#### Records shown
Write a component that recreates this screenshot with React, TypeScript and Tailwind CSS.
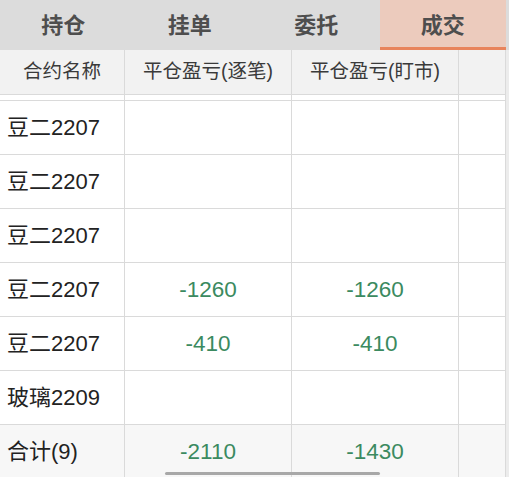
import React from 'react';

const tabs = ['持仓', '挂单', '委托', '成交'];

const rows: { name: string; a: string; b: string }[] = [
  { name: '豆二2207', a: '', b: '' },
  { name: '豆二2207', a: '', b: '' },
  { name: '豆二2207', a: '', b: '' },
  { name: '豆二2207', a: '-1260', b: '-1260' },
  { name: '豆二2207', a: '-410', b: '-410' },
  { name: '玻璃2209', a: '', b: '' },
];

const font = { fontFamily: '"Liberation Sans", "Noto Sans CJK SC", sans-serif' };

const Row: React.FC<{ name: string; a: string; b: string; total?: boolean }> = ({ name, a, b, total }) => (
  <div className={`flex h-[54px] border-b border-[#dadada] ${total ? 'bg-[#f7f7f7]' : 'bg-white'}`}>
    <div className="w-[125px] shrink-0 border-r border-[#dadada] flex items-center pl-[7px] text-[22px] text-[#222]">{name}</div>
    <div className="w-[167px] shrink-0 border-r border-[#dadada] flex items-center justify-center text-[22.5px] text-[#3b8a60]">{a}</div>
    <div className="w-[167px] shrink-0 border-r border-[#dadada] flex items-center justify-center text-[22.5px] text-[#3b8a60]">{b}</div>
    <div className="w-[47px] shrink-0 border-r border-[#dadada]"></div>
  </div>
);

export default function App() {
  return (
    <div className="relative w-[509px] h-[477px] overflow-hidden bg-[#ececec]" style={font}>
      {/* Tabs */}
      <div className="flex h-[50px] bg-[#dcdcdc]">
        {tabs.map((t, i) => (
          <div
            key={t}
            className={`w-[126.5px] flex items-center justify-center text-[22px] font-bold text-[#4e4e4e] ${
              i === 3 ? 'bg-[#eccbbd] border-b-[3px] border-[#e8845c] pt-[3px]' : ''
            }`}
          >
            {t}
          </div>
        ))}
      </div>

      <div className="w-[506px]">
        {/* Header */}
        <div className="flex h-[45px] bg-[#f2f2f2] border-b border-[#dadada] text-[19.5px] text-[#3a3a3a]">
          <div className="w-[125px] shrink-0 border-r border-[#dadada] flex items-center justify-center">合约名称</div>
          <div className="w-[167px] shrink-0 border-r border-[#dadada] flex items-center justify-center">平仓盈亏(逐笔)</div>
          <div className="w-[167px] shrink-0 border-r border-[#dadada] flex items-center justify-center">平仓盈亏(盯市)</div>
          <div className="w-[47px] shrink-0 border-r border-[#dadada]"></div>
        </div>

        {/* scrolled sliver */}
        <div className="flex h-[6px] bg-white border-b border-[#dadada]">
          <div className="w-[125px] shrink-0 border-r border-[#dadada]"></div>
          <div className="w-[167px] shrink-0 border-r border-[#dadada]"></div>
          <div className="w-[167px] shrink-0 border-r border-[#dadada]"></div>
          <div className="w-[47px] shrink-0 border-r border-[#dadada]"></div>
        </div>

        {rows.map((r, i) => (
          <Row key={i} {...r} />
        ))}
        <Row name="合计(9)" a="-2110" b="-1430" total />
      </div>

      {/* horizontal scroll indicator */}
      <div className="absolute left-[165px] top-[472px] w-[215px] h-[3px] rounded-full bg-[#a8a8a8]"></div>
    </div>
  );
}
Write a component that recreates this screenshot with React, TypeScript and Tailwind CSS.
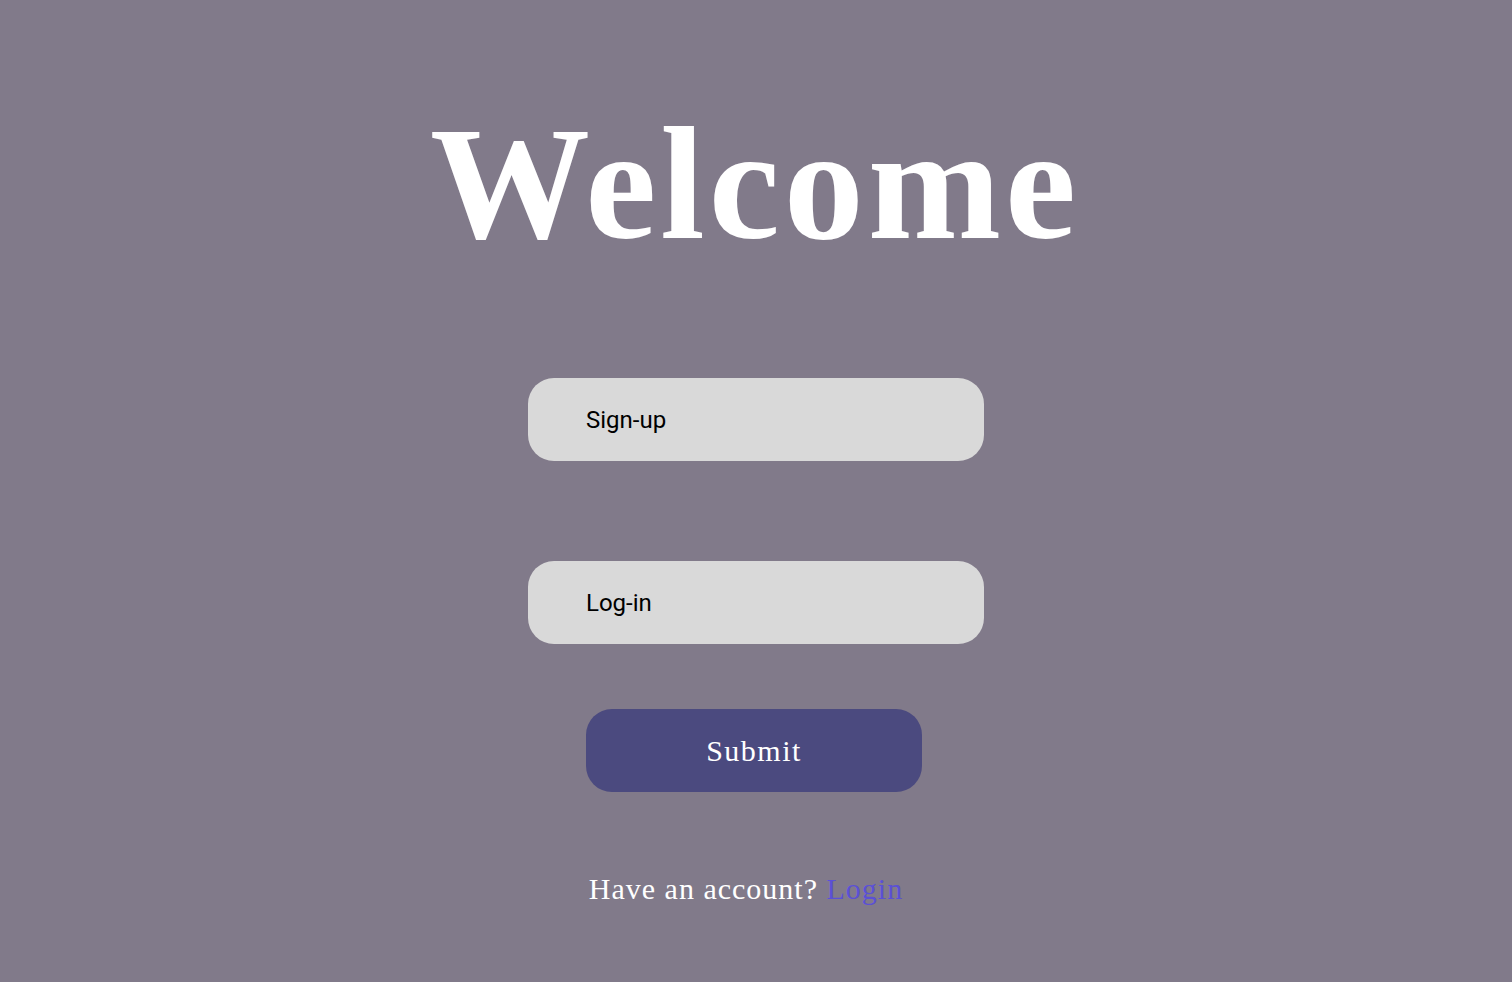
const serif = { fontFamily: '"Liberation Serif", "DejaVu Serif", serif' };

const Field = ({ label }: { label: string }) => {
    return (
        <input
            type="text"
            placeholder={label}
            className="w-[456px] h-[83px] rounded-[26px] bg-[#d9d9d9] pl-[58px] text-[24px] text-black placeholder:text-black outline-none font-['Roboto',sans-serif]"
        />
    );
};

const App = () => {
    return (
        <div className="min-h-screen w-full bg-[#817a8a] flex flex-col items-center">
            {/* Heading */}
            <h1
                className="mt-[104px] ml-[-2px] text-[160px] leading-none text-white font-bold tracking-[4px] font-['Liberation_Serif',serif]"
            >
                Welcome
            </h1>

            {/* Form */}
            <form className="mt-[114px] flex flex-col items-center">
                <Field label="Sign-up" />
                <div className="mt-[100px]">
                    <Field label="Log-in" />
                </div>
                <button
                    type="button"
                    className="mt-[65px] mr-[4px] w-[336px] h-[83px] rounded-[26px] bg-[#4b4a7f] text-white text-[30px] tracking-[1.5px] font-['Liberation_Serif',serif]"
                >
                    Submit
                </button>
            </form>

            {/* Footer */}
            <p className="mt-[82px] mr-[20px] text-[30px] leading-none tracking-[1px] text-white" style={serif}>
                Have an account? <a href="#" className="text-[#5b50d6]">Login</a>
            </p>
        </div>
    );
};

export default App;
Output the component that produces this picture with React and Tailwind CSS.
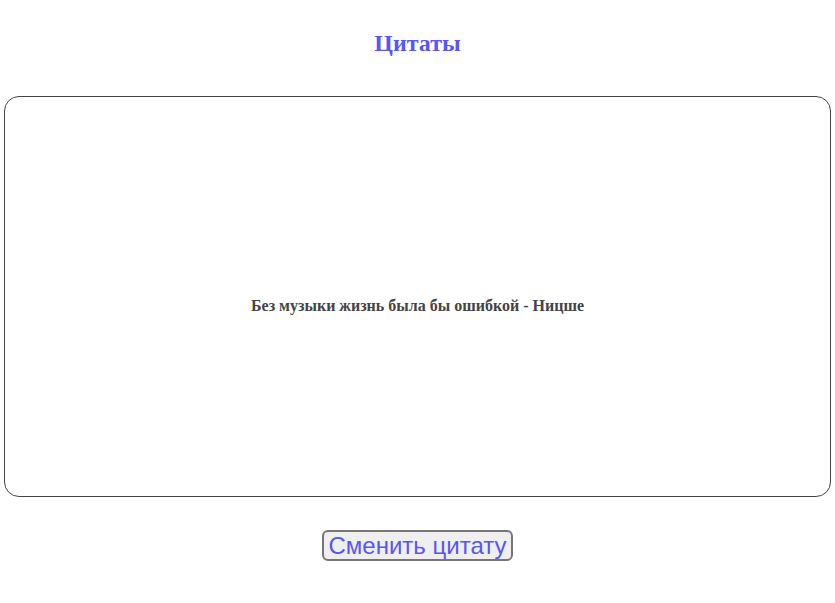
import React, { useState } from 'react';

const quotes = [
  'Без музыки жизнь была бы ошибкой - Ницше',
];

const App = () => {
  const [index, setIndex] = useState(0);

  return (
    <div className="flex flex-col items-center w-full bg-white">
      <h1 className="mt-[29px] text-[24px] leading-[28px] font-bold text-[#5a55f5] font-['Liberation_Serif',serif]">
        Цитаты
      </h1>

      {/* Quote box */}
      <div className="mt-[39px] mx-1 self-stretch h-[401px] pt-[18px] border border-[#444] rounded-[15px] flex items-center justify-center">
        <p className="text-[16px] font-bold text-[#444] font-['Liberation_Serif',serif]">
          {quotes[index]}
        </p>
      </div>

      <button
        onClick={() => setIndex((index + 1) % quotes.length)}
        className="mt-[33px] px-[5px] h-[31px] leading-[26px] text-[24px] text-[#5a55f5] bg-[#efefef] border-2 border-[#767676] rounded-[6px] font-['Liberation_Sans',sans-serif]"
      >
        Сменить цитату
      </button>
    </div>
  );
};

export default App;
########
Problem details =>
Repeat the data exactly in full, omitting its pictures.

Response to the exercise =>
Write a component that recreates this screenshot with React, TypeScript and Tailwind CSS.
import React from 'react';

const tabs = ['持仓', '挂单', '委托', '成交'];

const rows: { name: string; a: string; b: string }[] = [
  { name: '豆二2207', a: '', b: '' },
  { name: '豆二2207', a: '', b: '' },
  { name: '豆二2207', a: '', b: '' },
  { name: '豆二2207', a: '-1260', b: '-1260' },
  { name: '豆二2207', a: '-410', b: '-410' },
  { name: '玻璃2209', a: '', b: '' },
];

const font = { fontFamily: '"Liberation Sans", "Noto Sans CJK SC", sans-serif' };

const Row: React.FC<{ name: string; a: string; b: string; total?: boolean }> = ({ name, a, b, total }) => (
  <div className={`flex h-[54px] border-b border-[#dadada] ${total ? 'bg-[#f7f7f7]' : 'bg-white'}`}>
    <div className="w-[125px] shrink-0 border-r border-[#dadada] flex items-center pl-[7px] text-[22px] text-[#222]">{name}</div>
    <div className="w-[167px] shrink-0 border-r border-[#dadada] flex items-center justify-center text-[22.5px] text-[#3b8a60]">{a}</div>
    <div className="w-[167px] shrink-0 border-r border-[#dadada] flex items-center justify-center text-[22.5px] text-[#3b8a60]">{b}</div>
    <div className="w-[47px] shrink-0 border-r border-[#dadada]"></div>
  </div>
);

export default function App() {
  return (
    <div className="relative w-[509px] h-[477px] overflow-hidden bg-[#ececec]" style={font}>
      {/* Tabs */}
      <div className="flex h-[50px] bg-[#dcdcdc]">
        {tabs.map((t, i) => (
          <div
            key={t}
            className={`w-[126.5px] flex items-center justify-center text-[22px] font-bold text-[#4e4e4e] ${
              i === 3 ? 'bg-[#eccbbd] border-b-[3px] border-[#e8845c] pt-[3px]' : ''
            }`}
          >
            {t}
          </div>
        ))}
      </div>

      <div className="w-[506px]">
        {/* Header */}
        <div className="flex h-[45px] bg-[#f2f2f2] border-b border-[#dadada] text-[19.5px] text-[#3a3a3a]">
          <div className="w-[125px] shrink-0 border-r border-[#dadada] flex items-center justify-center">合约名称</div>
          <div className="w-[167px] shrink-0 border-r border-[#dadada] flex items-center justify-center">平仓盈亏(逐笔)</div>
          <div className="w-[167px] shrink-0 border-r border-[#dadada] flex items-center justify-center">平仓盈亏(盯市)</div>
          <div className="w-[47px] shrink-0 border-r border-[#dadada]"></div>
        </div>

        {/* scrolled sliver */}
        <div className="flex h-[6px] bg-white border-b border-[#dadada]">
          <div className="w-[125px] shrink-0 border-r border-[#dadada]"></div>
          <div className="w-[167px] shrink-0 border-r border-[#dadada]"></div>
          <div className="w-[167px] shrink-0 border-r border-[#dadada]"></div>
          <div className="w-[47px] shrink-0 border-r border-[#dadada]"></div>
        </div>

        {rows.map((r, i) => (
          <Row key={i} {...r} />
        ))}
        <Row name="合计(9)" a="-2110" b="-1430" total />
      </div>

      {/* horizontal scroll indicator */}
      <div className="absolute left-[165px] top-[472px] w-[215px] h-[3px] rounded-full bg-[#a8a8a8]"></div>
    </div>
  );
}
Write a component that recreates this screenshot with React, TypeScript and Tailwind CSS.
const serif = { fontFamily: '"Liberation Serif", "DejaVu Serif", serif' };

const Field = ({ label }: { label: string }) => {
    return (
        <input
            type="text"
            placeholder={label}
            className="w-[456px] h-[83px] rounded-[26px] bg-[#d9d9d9] pl-[58px] text-[24px] text-black placeholder:text-black outline-none font-['Roboto',sans-serif]"
        />
    );
};

const App = () => {
    return (
        <div className="min-h-screen w-full bg-[#817a8a] flex flex-col items-center">
            {/* Heading */}
            <h1
                className="mt-[104px] ml-[-2px] text-[160px] leading-none text-white font-bold tracking-[4px] font-['Liberation_Serif',serif]"
            >
                Welcome
            </h1>

            {/* Form */}
            <form className="mt-[114px] flex flex-col items-center">
                <Field label="Sign-up" />
                <div className="mt-[100px]">
                    <Field label="Log-in" />
                </div>
                <button
                    type="button"
                    className="mt-[65px] mr-[4px] w-[336px] h-[83px] rounded-[26px] bg-[#4b4a7f] text-white text-[30px] tracking-[1.5px] font-['Liberation_Serif',serif]"
                >
                    Submit
                </button>
            </form>

            {/* Footer */}
            <p className="mt-[82px] mr-[20px] text-[30px] leading-none tracking-[1px] text-white" style={serif}>
                Have an account? <a href="#" className="text-[#5b50d6]">Login</a>
            </p>
        </div>
    );
};

export default App;
Output the component that produces this picture with React and Tailwind CSS.
import React, { useState } from 'react';

const quotes = [
  'Без музыки жизнь была бы ошибкой - Ницше',
];

const App = () => {
  const [index, setIndex] = useState(0);

  return (
    <div className="flex flex-col items-center w-full bg-white">
      <h1 className="mt-[29px] text-[24px] leading-[28px] font-bold text-[#5a55f5] font-['Liberation_Serif',serif]">
        Цитаты
      </h1>

      {/* Quote box */}
      <div className="mt-[39px] mx-1 self-stretch h-[401px] pt-[18px] border border-[#444] rounded-[15px] flex items-center justify-center">
        <p className="text-[16px] font-bold text-[#444] font-['Liberation_Serif',serif]">
          {quotes[index]}
        </p>
      </div>

      <button
        onClick={() => setIndex((index + 1) % quotes.length)}
        className="mt-[33px] px-[5px] h-[31px] leading-[26px] text-[24px] text-[#5a55f5] bg-[#efefef] border-2 border-[#767676] rounded-[6px] font-['Liberation_Sans',sans-serif]"
      >
        Сменить цитату
      </button>
    </div>
  );
};

export default App;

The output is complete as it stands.